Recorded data
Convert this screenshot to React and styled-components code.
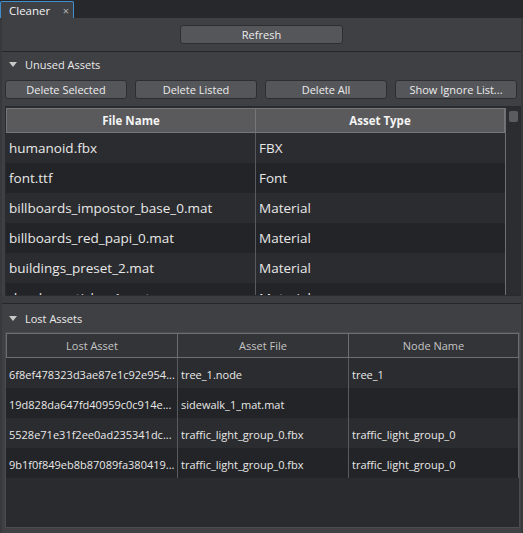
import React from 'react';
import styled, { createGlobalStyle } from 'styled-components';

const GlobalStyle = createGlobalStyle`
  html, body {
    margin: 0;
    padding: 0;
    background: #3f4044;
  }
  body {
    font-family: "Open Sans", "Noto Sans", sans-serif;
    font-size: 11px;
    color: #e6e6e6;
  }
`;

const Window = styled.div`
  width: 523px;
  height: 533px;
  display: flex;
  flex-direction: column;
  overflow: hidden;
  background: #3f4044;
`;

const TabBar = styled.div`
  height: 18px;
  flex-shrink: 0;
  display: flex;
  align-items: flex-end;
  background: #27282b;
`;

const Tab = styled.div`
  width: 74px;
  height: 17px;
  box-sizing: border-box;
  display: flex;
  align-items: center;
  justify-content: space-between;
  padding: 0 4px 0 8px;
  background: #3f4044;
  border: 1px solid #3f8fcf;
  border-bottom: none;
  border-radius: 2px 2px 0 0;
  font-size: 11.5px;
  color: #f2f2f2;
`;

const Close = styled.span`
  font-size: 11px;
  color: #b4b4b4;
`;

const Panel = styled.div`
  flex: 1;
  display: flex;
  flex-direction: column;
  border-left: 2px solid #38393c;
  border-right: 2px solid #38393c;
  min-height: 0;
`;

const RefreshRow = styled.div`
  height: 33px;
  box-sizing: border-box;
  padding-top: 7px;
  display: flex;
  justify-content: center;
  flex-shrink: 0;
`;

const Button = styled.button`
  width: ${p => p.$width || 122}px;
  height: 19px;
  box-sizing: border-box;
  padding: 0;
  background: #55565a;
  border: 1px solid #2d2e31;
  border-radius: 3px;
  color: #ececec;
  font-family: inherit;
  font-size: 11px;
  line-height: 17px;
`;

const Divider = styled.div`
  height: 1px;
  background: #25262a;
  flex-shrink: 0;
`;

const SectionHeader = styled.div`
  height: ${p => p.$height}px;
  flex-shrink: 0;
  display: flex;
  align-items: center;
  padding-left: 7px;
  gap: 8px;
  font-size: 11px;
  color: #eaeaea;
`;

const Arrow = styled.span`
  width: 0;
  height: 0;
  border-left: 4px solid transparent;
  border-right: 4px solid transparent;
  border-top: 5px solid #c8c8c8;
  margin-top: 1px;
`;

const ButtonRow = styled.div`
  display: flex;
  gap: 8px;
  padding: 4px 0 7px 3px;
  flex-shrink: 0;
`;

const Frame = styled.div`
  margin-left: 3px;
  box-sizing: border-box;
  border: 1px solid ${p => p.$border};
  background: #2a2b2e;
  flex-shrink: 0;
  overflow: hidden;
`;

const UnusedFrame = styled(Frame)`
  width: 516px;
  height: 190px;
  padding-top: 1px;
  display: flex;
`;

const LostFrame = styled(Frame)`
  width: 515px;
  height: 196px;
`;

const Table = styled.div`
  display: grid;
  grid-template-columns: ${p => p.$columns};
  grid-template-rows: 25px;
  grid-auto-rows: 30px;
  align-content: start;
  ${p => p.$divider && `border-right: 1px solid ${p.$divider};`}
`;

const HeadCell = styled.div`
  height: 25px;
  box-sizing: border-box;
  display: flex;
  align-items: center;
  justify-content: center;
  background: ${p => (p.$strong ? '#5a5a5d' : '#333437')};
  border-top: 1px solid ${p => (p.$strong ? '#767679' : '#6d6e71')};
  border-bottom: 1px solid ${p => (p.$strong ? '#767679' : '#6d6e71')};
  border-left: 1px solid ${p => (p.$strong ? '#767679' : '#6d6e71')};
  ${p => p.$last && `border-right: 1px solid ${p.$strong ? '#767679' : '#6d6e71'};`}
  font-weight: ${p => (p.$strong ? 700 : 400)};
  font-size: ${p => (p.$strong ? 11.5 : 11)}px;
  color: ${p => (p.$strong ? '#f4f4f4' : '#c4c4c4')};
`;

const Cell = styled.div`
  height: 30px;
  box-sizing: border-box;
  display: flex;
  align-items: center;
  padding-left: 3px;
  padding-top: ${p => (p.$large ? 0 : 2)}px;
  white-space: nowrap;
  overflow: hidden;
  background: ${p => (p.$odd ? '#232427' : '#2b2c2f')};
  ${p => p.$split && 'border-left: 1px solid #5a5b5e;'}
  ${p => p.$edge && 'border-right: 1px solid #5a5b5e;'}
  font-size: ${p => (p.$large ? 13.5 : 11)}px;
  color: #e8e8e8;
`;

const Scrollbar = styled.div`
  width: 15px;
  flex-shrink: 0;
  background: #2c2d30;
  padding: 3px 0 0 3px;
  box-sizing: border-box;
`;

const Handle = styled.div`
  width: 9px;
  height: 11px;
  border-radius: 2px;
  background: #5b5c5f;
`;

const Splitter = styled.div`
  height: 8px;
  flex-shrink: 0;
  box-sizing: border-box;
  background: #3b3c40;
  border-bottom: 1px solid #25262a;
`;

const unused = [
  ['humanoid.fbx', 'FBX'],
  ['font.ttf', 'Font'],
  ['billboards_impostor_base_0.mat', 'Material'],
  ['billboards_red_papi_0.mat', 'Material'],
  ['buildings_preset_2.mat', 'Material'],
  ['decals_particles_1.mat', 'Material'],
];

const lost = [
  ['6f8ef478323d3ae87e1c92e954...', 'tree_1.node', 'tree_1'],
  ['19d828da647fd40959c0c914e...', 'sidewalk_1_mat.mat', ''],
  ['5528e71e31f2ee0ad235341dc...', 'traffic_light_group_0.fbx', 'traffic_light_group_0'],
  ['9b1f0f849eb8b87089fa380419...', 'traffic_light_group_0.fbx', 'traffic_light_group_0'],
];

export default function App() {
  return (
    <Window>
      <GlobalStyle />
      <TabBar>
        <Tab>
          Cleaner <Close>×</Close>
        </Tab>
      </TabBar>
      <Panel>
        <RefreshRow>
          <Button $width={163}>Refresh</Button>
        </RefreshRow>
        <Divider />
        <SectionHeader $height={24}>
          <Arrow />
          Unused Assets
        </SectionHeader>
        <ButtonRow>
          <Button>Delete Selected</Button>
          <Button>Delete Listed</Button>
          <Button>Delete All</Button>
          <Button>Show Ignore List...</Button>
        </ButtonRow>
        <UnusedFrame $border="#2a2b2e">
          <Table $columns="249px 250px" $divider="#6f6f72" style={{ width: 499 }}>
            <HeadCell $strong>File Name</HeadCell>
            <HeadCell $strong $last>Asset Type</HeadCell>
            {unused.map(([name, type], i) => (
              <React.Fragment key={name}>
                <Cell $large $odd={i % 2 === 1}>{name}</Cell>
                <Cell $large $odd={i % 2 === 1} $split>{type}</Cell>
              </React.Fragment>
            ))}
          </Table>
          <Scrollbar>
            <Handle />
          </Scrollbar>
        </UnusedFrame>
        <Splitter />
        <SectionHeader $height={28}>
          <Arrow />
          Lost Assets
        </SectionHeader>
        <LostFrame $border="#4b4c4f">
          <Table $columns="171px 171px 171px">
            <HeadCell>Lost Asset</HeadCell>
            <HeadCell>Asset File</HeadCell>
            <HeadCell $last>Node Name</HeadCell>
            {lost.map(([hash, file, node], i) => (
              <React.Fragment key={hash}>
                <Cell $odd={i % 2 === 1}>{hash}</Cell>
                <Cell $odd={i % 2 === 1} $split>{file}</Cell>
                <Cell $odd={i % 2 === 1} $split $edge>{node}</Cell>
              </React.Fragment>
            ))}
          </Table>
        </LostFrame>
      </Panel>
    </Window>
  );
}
...
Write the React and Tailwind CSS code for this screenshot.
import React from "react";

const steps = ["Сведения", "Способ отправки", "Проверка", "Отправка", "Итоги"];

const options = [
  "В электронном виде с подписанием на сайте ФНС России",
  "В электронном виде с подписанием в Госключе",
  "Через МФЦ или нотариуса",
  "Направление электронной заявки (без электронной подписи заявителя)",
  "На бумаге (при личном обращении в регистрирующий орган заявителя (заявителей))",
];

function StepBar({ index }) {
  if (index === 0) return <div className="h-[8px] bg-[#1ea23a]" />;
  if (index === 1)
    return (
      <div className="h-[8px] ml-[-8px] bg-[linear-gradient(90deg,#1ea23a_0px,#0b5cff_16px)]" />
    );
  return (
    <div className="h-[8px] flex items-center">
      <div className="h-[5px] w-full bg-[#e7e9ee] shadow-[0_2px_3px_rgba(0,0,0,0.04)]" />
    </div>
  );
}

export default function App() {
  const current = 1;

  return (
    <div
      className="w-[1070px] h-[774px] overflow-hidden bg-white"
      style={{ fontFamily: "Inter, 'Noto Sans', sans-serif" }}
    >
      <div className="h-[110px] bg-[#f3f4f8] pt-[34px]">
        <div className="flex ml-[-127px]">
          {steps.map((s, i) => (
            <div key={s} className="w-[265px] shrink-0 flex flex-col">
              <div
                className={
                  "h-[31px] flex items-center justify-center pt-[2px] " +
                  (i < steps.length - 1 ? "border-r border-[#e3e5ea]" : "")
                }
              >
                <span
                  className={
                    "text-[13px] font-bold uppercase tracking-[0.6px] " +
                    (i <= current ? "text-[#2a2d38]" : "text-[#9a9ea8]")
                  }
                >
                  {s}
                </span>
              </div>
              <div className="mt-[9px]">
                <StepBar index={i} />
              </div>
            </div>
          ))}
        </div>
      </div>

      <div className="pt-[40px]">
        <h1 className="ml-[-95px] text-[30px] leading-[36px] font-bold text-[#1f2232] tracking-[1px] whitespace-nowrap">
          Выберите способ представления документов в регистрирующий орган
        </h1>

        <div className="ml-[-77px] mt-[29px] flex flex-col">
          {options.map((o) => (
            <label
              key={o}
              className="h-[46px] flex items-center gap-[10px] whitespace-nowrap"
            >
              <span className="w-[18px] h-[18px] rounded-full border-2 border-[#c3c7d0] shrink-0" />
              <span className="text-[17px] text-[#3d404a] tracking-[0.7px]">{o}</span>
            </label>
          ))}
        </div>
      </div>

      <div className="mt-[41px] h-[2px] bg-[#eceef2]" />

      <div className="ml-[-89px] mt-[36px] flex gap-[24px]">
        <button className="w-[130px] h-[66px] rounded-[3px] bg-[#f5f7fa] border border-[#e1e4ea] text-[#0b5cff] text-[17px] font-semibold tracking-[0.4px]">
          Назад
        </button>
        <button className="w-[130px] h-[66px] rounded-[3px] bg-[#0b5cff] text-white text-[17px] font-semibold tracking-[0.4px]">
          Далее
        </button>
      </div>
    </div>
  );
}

Brief: In the listing above, find the line containing "Write the React" and the line containing "const current = 1;", then quote both, plus every line between them, exactly as written.

Complete response:
Write the React and Tailwind CSS code for this screenshot.
import React from "react";

const steps = ["Сведения", "Способ отправки", "Проверка", "Отправка", "Итоги"];

const options = [
  "В электронном виде с подписанием на сайте ФНС России",
  "В электронном виде с подписанием в Госключе",
  "Через МФЦ или нотариуса",
  "Направление электронной заявки (без электронной подписи заявителя)",
  "На бумаге (при личном обращении в регистрирующий орган заявителя (заявителей))",
];

function StepBar({ index }) {
  if (index === 0) return <div className="h-[8px] bg-[#1ea23a]" />;
  if (index === 1)
    return (
      <div className="h-[8px] ml-[-8px] bg-[linear-gradient(90deg,#1ea23a_0px,#0b5cff_16px)]" />
    );
  return (
    <div className="h-[8px] flex items-center">
      <div className="h-[5px] w-full bg-[#e7e9ee] shadow-[0_2px_3px_rgba(0,0,0,0.04)]" />
    </div>
  );
}

export default function App() {
  const current = 1;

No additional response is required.